Penso che sia utile guardare alla nostra formazione come ad un cammino di maturazione personale e comunitaria verso la santità. A volte può essere difficile per noi vedere questa prospettiva perché è oscurata dai nostri peccati e dai nostri vizi. Se siamo troppo concentrati su questi ultimi, sono anche più facili da vedere e contemplare nella vita degli altri. Troppe volte interpretiamo le manifestazioni di santità negli altri come difetti. È difficile vedere le persone sante intorno a noi.

Quindi sorgono in me queste domande: Voglio essere santo? Vedo frati santi nella mia comunità? Vedo persone sante intorno a me?

Fra Piotr STANISŁAWCZYK
Delegato generale per la formazione


[1] Fra Marco TASCA, Promulgazione (Prot. n. 865/18), in: Frati Minori Conventuali, Costituzioni, Roma 2019.
[2] Cf. Klasa bonitacyjna, https://pl.m.wikipedia.org/wiki/Klasa_bonitacyjna, 10.04.2023.

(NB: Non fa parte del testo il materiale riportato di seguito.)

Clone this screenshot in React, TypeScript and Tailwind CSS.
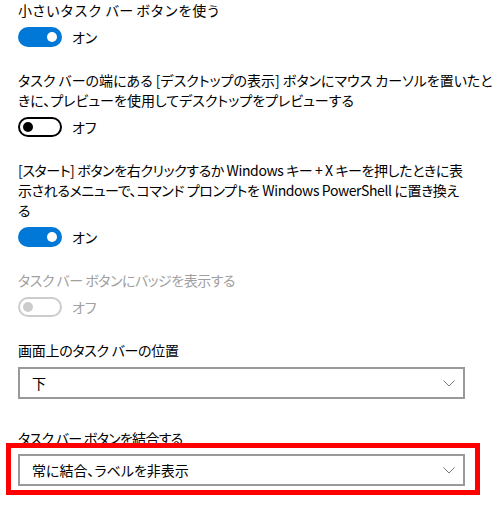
import React from "react";

const font = {
  fontFamily: '"Noto Sans CJK JP", "Noto Sans", sans-serif',
};

function Toggle({ state }: { state: "on" | "off" | "disabled" }) {
  if (state === "on") {
    return (
      <div className="relative h-[20px] w-[44px] rounded-full bg-[#0078d7]">
        <div className="absolute right-[5px] top-[5px] h-[10px] w-[10px] rounded-full bg-white" />
      </div>
    );
  }
  const c = state === "off" ? "border-black" : "border-[#cccccc]";
  const k = state === "off" ? "bg-black" : "bg-[#cccccc]";
  return (
    <div className={`relative h-[20px] w-[44px] rounded-full border-2 ${c}`}>
      <div className={`absolute left-[3px] top-[3px] h-[10px] w-[10px] rounded-full ${k}`} />
    </div>
  );
}

function ToggleRow({ state, label }: { state: "on" | "off" | "disabled"; label: string }) {
  return (
    <div className="mt-[7px] flex items-center gap-[10px]">
      <Toggle state={state} />
      <span
        className={`text-[14px] leading-[20px] ${state === "disabled" ? "text-[#a0a0a0]" : "text-black"}`}
      >
        {label}
      </span>
    </div>
  );
}

function Chevron() {
  return (
    <svg width="12" height="7" viewBox="0 0 12 7" className="shrink-0">
      <path d="M0.5 0.5 L6 6 L11.5 0.5" fill="none" stroke="#7a7a7a" strokeWidth="1" />
    </svg>
  );
}

function Dropdown({ value }: { value: string }) {
  return (
    <div className="flex h-[32px] w-[447px] items-center justify-between border-2 border-[#999999] bg-white pl-[12px] pr-[8px]">
      <span className="text-[14px] leading-[20px] text-black">{value}</span>
      <Chevron />
    </div>
  );
}

const noPalt = { fontFeatureSettings: "normal" };

export default function App() {
  return (
    <div
      className="h-[510px] w-[498px] overflow-hidden bg-white pl-[18px] text-black"
      style={{ ...font, fontFeatureSettings: '"palt"' }}
    >
      <div className="text-[14px] leading-[20px]">
        <div className="whitespace-nowrap" style={noPalt}>
          小さいタスク バー ボタンを使う
        </div>
      </div>
      <ToggleRow state="on" label="オン" />

      <div className="mt-[23px] text-[14px] leading-[20px]">
        <div className="whitespace-nowrap">
          タスク バーの端にある [デスクトップの表示] ボタンにマウス カーソルを置いたと
        </div>
        <div className="whitespace-nowrap">きに、プレビューを使用してデスクトップをプレビューする</div>
      </div>
      <ToggleRow state="off" label="オフ" />

      <div className="mt-[23px] text-[14px] leading-[20px] tracking-[-0.4px]">
        <div className="whitespace-nowrap">
          [スタート] ボタンを右クリックするか Windows キー + X キーを押したときに表
        </div>
        <div className="whitespace-nowrap">
          示されるメニューで、コマンド プロンプトを Windows PowerShell に置き換え
        </div>
        <div className="whitespace-nowrap">る</div>
      </div>
      <ToggleRow state="on" label="オン" />

      <div className="mt-[23px] text-[14px] leading-[20px] tracking-[-0.5px] text-[#a0a0a0]">
        <div className="whitespace-nowrap">タスク バー ボタンにバッジを表示する</div>
      </div>
      <ToggleRow state="disabled" label="オフ" />

      <div className="mt-[23px] text-[14px] leading-[20px] tracking-[-0.3px]">
        <div className="whitespace-nowrap">画面上のタスク バーの位置</div>
      </div>
      <div className="mt-[7px]">
        <Dropdown value="下" />
      </div>

      <div className="mt-[29px] text-[14px] leading-[20px] tracking-[-0.7px]">
        <div className="whitespace-nowrap">タスク バー ボタンを結合する</div>
      </div>
      <div className="relative mt-[6px]">
        <Dropdown value="常に結合、ラベルを非表示" />
        <div className="pointer-events-none absolute left-[-12px] top-[-11px] h-[52px] w-[474px] border-[5px] border-[#ff0000]" />
      </div>
    </div>
  );
}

[3] Cf. Fioretti X FF 1838.
[4] Cf. Zdzisław Józef Kijas, Życie jako dojrzewanie do świętości. Maksymilian Maria Kolbe, Kraków 2019, p. 29-31.

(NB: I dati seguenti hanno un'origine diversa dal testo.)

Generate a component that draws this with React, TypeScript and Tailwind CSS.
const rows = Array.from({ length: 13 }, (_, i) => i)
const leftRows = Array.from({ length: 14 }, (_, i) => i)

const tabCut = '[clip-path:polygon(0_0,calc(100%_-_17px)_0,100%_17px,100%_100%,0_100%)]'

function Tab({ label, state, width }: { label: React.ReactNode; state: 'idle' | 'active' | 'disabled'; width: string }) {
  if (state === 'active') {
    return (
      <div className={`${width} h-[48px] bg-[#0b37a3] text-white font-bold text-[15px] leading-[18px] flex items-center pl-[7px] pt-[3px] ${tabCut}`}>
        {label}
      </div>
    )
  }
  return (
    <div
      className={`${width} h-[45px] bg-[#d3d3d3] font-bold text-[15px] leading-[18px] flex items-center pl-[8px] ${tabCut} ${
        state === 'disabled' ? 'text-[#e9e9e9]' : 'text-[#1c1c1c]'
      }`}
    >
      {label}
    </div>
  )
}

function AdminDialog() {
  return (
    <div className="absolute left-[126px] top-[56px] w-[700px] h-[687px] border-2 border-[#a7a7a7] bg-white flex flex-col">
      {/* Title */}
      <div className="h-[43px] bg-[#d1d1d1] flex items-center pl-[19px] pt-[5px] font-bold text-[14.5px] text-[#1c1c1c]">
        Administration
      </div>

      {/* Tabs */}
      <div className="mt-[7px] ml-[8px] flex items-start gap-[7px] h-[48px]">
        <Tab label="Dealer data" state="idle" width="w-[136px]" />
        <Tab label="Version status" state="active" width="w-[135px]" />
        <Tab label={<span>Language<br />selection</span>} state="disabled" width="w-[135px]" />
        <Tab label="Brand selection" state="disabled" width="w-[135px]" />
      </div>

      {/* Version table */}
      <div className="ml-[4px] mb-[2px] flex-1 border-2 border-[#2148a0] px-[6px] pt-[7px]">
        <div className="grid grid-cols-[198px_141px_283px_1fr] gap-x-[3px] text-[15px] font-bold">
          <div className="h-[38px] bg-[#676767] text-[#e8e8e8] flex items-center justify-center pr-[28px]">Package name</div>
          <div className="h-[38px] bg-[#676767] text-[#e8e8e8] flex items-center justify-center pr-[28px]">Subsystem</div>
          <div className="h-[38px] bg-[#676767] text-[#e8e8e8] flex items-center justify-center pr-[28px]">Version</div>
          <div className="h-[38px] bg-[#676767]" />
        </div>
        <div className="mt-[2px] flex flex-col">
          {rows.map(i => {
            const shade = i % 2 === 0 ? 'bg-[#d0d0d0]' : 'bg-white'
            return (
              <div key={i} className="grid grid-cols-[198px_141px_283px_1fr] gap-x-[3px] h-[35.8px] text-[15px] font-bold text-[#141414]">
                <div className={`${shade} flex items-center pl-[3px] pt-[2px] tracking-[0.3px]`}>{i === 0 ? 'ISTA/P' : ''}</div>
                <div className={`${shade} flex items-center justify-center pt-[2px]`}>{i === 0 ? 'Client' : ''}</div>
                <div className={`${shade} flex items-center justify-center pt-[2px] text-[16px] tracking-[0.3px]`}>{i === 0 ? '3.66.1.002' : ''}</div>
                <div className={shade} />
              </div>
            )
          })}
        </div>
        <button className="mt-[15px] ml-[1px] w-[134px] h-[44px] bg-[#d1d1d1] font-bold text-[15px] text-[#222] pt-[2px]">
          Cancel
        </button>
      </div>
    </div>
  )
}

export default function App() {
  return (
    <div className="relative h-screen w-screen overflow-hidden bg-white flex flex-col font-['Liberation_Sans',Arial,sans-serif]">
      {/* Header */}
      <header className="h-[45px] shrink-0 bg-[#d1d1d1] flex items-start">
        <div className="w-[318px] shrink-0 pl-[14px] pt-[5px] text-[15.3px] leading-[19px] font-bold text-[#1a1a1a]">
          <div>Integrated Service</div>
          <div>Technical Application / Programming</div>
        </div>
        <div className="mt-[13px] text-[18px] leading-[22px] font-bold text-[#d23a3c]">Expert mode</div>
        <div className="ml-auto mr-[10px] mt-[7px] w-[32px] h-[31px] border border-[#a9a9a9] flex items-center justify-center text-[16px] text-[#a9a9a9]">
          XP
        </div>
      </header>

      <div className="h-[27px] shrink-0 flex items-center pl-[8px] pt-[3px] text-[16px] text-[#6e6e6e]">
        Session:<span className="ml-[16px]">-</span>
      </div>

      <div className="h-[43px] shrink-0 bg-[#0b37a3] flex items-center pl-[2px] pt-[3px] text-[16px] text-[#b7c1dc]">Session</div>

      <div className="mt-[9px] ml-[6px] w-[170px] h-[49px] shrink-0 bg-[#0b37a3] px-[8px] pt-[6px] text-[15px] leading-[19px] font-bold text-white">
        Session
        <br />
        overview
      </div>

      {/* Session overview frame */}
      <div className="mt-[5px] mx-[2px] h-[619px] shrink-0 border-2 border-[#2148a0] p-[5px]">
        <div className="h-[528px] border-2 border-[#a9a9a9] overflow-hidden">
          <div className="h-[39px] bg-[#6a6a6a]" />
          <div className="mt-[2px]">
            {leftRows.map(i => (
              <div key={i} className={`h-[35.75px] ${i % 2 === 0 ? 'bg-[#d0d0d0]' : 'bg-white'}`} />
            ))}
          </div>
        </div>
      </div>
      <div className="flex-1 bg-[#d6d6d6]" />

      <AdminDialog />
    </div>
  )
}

[5] Cf. Walerian SŁOMKA, Świętość, in: Leksykon duchowości katolickiej, a cura di Marek CHMIELEWSKI, Lublin-Kraków 2002, p. 866-868.
[6] Cf. Św. Maksymilian Maria Kolbe, Regulamin życia, in: Pisma św. Maksymiliana M. Kolbego, II, Niepokalanów 2018, p. 34.
[7] Cf. Piotr BIELENIN OFMConv, Oczami św. Maksymiliana (6). Świętość, http://su.franciszkanie.pl/artykuly/oczami-sw-maksymiliana-6-swietosc?redirect_uri=/szukaj-artykulu?article_front%255Bfields%255D%255Bq%255D%3Doczami%2B%26article_front%255Bfields%255D%255BopenCategories%255D%3D, 6.04.2023.